Jeffrey appears again on “Cassiopeia” alongside his bandmate, cellist Miriam Goldberg. It begins with a hobbling, yet insistent, plucked cello pattern lurking beneath a seething cloud of surprisingly harsh electronics and bow scrapes. The presence of Goldberg and her cello is quite welcome: she cuts through the heavily-processed and somewhat detached sounds surrounding her both violently and beautifully, resulting in the strongest and most dynamic piece on the album. As with all the previous songs, “Cassiopeia” consists of several movements, the second of which is extremely minimal and consists of a repeating plucked string pulsing beneath a host of creaks, scrapes, and whines. Then, unexpectedly, the trio launches into a mesmerizing and rather devastating reprise of the eerie middle section of “Messier Object 45.”
Carlson is joined by Eyes Like Saucers’ Jeffrey Knoch for the closer, “Lesser Dog, Greater Still,” which notably uses a harmonium yet again for its droning foundation. There are a few moments when the droning becomes too amorphous and edgeless for my liking, but the duo wisely disrupt the tranquility with crackling electronics and short wave radio before it gets boring most of the time. Despite those occasional missteps, the piece becomes quite compelling around the halfway point, as ominous electronic bleeps converge into a pulsing rhythm and Carlson contributes some uncharacteristically frenzied guitarwork (beautifully augmented by some melancholy harmonium by Knoch). However, the crescendo is unexpectedly derailed by the sudden appearance of an off-kilter and wheezing drum machine and the weirdly psychedelic and ethnic-sounding interlude that follows.

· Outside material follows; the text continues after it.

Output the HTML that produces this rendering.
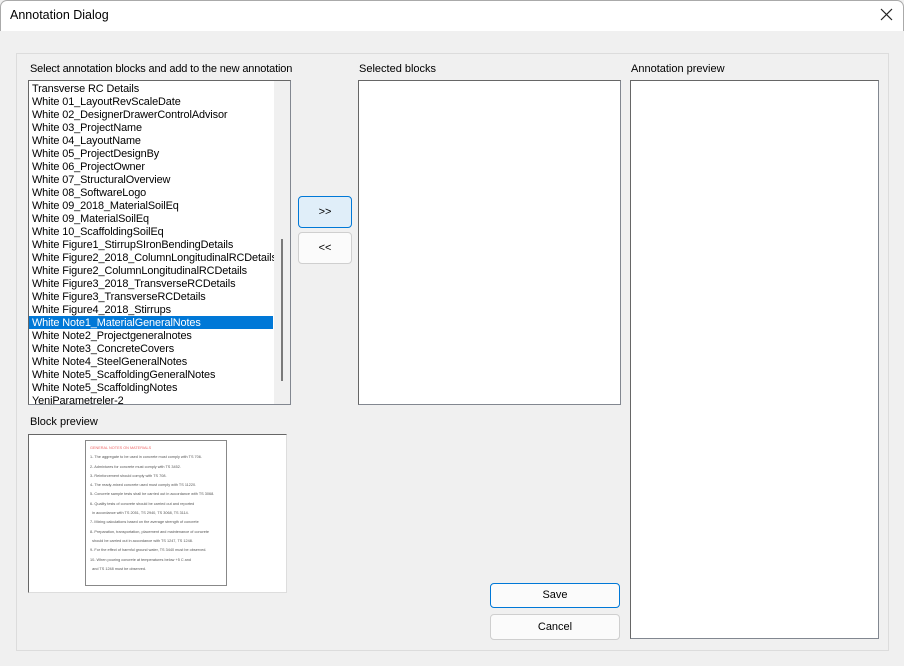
<!DOCTYPE html>
<html><head><style>
*{margin:0;padding:0;box-sizing:border-box}
body{width:904px;height:666px;background:#f0f0f0;font-family:"Liberation Sans",sans-serif;font-size:11px;color:#000;position:relative;overflow:hidden}
.a{position:absolute}
.title{left:0;top:0;width:904px;height:31px;background:#fff;border:1px solid #aaa;border-bottom:none;border-radius:7px 7px 0 0}
.box{background:#fff;border:1px solid #828790;border-top-color:#666;border-left-color:#666}
.it{position:absolute;left:3px;height:13px;line-height:13px;white-space:nowrap;font-size:10.9px;letter-spacing:-0.1px}
.btn{background:#fbfbfb;border:1px solid #cfcfcf;border-radius:4px;text-align:center;font-size:11px}
</style></head><body>
<div class="a title"></div>
<div class="a" style="left:10px;top:8px;font-size:12.5px">Annotation Dialog</div>
<svg class="a" style="left:880px;top:8px" width="14" height="14"><path d="M1 1L12 12M12 1L1 12" stroke="#222" stroke-width="1.2"/></svg>
<div class="a" style="left:16px;top:53px;width:873px;height:598px;border:1px solid #dcdcdc"></div>
<div class="a" style="left:30px;top:63px;letter-spacing:-0.15px">Select annotation blocks and add to the new annotation</div>
<div class="a" style="left:359px;top:63px">Selected blocks</div>
<div class="a" style="left:631px;top:63px">Annotation preview</div>
<div class="a box" style="left:28px;top:80px;width:263px;height:325px;overflow:hidden">
<div class="a" style="left:0;top:235px;width:244px;height:13px;background:#0078d7"></div>
<div class="it" style="top:2px">Transverse RC Details</div>
<div class="it" style="top:15px">White 01_LayoutRevScaleDate</div>
<div class="it" style="top:28px">White 02_DesignerDrawerControlAdvisor</div>
<div class="it" style="top:41px">White 03_ProjectName</div>
<div class="it" style="top:54px">White 04_LayoutName</div>
<div class="it" style="top:67px">White 05_ProjectDesignBy</div>
<div class="it" style="top:80px">White 06_ProjectOwner</div>
<div class="it" style="top:93px">White 07_StructuralOverview</div>
<div class="it" style="top:106px">White 08_SoftwareLogo</div>
<div class="it" style="top:119px">White 09_2018_MaterialSoilEq</div>
<div class="it" style="top:132px">White 09_MaterialSoilEq</div>
<div class="it" style="top:145px">White 10_ScaffoldingSoilEq</div>
<div class="it" style="top:158px">White Figure1_StirrupSIronBendingDetails</div>
<div class="it" style="top:171px">White Figure2_2018_ColumnLongitudinalRCDetails</div>
<div class="it" style="top:184px">White Figure2_ColumnLongitudinalRCDetails</div>
<div class="it" style="top:197px">White Figure3_2018_TransverseRCDetails</div>
<div class="it" style="top:210px">White Figure3_TransverseRCDetails</div>
<div class="it" style="top:223px">White Figure4_2018_Stirrups</div>
<div class="it" style="top:236px;color:#fff">White Note1_MaterialGeneralNotes</div>
<div class="it" style="top:249px">White Note2_Projectgeneralnotes</div>
<div class="it" style="top:262px">White Note3_ConcreteCovers</div>
<div class="it" style="top:275px">White Note4_SteelGeneralNotes</div>
<div class="it" style="top:288px">White Note5_ScaffoldingGeneralNotes</div>
<div class="it" style="top:301px">White Note5_ScaffoldingNotes</div>
<div class="it" style="top:314px">YeniParametreler-2</div>
<div class="a" style="left:245px;top:0;width:17px;height:324px;background:#f0f0f0"></div>
<div class="a" style="left:252px;top:158px;width:2px;height:142px;background:#7a7a7a"></div>
</div>
<div class="a box" style="left:358px;top:80px;width:263px;height:325px"></div>
<div class="a box" style="left:630px;top:80px;width:249px;height:559px"></div>
<div class="a btn" style="left:298px;top:196px;width:54px;height:32px;line-height:30px;background:#e0eef9;border-color:#0078d7">&gt;&gt;</div>
<div class="a btn" style="left:298px;top:232px;width:54px;height:32px;line-height:30px">&lt;&lt;</div>
<div class="a" style="left:30px;top:416px">Block preview</div>
<div class="a box" style="left:28px;top:434px;width:259px;height:159px;border-color:#666 #ddd #ddd #666">
<div class="a" style="left:56px;top:5px;width:142px;height:146px;border:1px solid #888;font-size:3.8px;color:#555;padding:3px 4px;line-height:9.3px">
<div style="color:#e66">GENERAL NOTES ON MATERIALS</div>
<div>1- The aggregate to be used in concrete must comply with TS 706.</div>
<div>2- Admixtures for concrete must comply with TS 3452.</div>
<div>3- Reinforcement should comply with TS 708.</div>
<div>4- The ready-mixed concrete used must comply with TS 11220.</div>
<div>5- Concrete sample tests shall be carried out in accordance with TS 3068.</div>
<div>6- Quality tests of concrete should be carried out and reported</div>
<div>&nbsp;&nbsp;in accordance with TS 2051, TS 2940, TS 3068, TS 3114.</div>
<div>7- Mixing calculations based on the average strength of concrete</div>
<div>8- Preparation, transportation, placement and maintenance of concrete</div>
<div>&nbsp;&nbsp;should be carried out in accordance with TS 1247, TS 1248.</div>
<div>9- For the effect of harmful ground water, TS 3440 must be observed.</div>
<div>10- When pouring concrete at temperatures below +5 C and</div>
<div>&nbsp;&nbsp;and TS 1248 must be observed.</div>
</div></div>
<div class="a btn" style="left:490px;top:583px;width:130px;height:25px;line-height:23px;border-color:#0078d7">Save</div>
<div class="a btn" style="left:490px;top:614px;width:130px;height:26px;line-height:24px">Cancel</div>
</body></html>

Gradually, it is enveloped by some gently droning guitar and static-y radio and fades out amidst some forlorn harmonium and scraping strings.
Obviously, a mere CD can’t hope to capture the majesty and impact of such site-specific and visually enhanced performances, but the material collected here is quite memorable and almost uniformly excellent regardless. It is hard to believe that this is only the first of Eric Carlson’s series. The Planetarium Project sets the bar intimidatingly high for the next installment. I wish I lived in Providence.

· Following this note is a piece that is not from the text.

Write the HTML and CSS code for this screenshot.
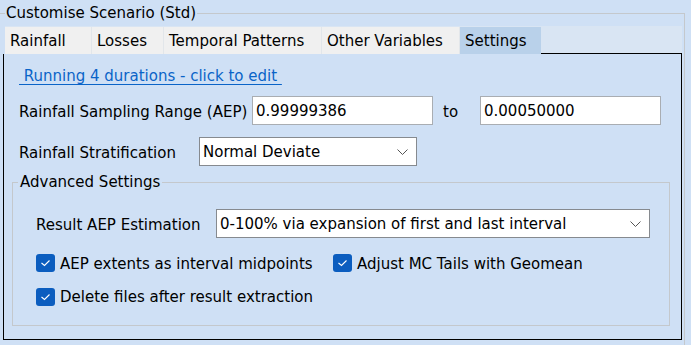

This release collects two songs from a 2007 collaboration between two of the most prolific and unique artists to emerge from the doom metal milieu. That union, needless to say, held (and holds) enormous potential. While this is not the absolute monster of an album that I had hoped it would be, many flashes of brilliance and inspiration still manage to burst through the slow-motion, shambling doomfest that resulted.
This project, originally conceived by Aidan Baker and 20 Buck Spin, is an undeniably excellent idea: both artists’ aesthetics seem like they could be complementary in a way that would yield far more than the mere sum of their parts. While I like Nadja’s heavily processed shoegazer doom quite a bit sometimes, I often feel that it could benefit from a healthy infusion of rawness and unpredictability. Campbell Kneale, conversely, is often so intense and harrowing that it is difficult to listen to his work twice. My hope was that Nadja’s dense wall of doom would present Kneale’s blood-splattered guitar maiming in a more melodic and listenable (but still scary and uncompromising) way than I am accustomed to. That is not quite what happened, but the results are often compelling nonetheless.
This album consists of two lengthy instrumentals (both are over 20 minutes). Notably, a third track (with vocals) was recorded at the same time (“Christ Send Light”) and it sounds a hell of a lot like Jesu. That song was wisely released separately, as it would have been jarringly out of place here amidst all the amelodic hellish roaring. I’m curious about which direction this project went in first, but I could not locate a chronology anywhere.
“I” slowly fades in with a clean, chorused, and rather somber guitar motif over a bed of slowly intensifying distortion. Finally, nearly seven minutes later, the volume erupts and the drums kick in, yet the riff does not change. While undeniably heavy, dense, and texturally impressive, it never catches fire due to the numbing repetition and plodding, uninspired drums. Thankfully, both the riff and the pedestrian drumming vanish around the 10-minute mark and give way to a nightmarishly gnarled and snarling guitar maelstrom that persists until the song ends. No one does oppressive, grinding, pseudo-industrial chaos quite like Campbell Kneale, and this particular example is nicely enhanced by fleeting glimpses of backwards drums and indistinct melodic fragments that are vainly struggling to avoid being consumed by the black hole around them.
“II” segues from that fading entropy with an ominous, throbbing low-end drone and quavering feedback. Gradually, it coheres into a lurching, elephantine dirge of slow motion drums and impossibly dense power chords coupled with Baker’s floating, hazy atmospherics. The main riff changes slightly after a while but the actual notes being played are essentially irrelevant: all pretensions of melodicism, variety, and song-craft are sacrificed at the altar of sheer, crushing density and hypnotic, endless repetition. While mining roughly the same stylistic vein as the previous track, “II” is much more successful, largely because the transitions betweens parts are seamless and no attempt at all is made to be anything other than a deafening, all-consuming juggernaut.
Essentially, Baker and Kneale have created an intensely heavy, but somewhat bloated and unfocused album. I suspect a more organic and mutually inspiring collaboration was impossible under the circumstances of the time: the two bands did not play together and the whole album was constructed by passing sound files back and forth between Canada and New Zealand. I hope that another collaboration is in the works: while not transcending either band’s solo work, this experiment hints that far greater things are possible.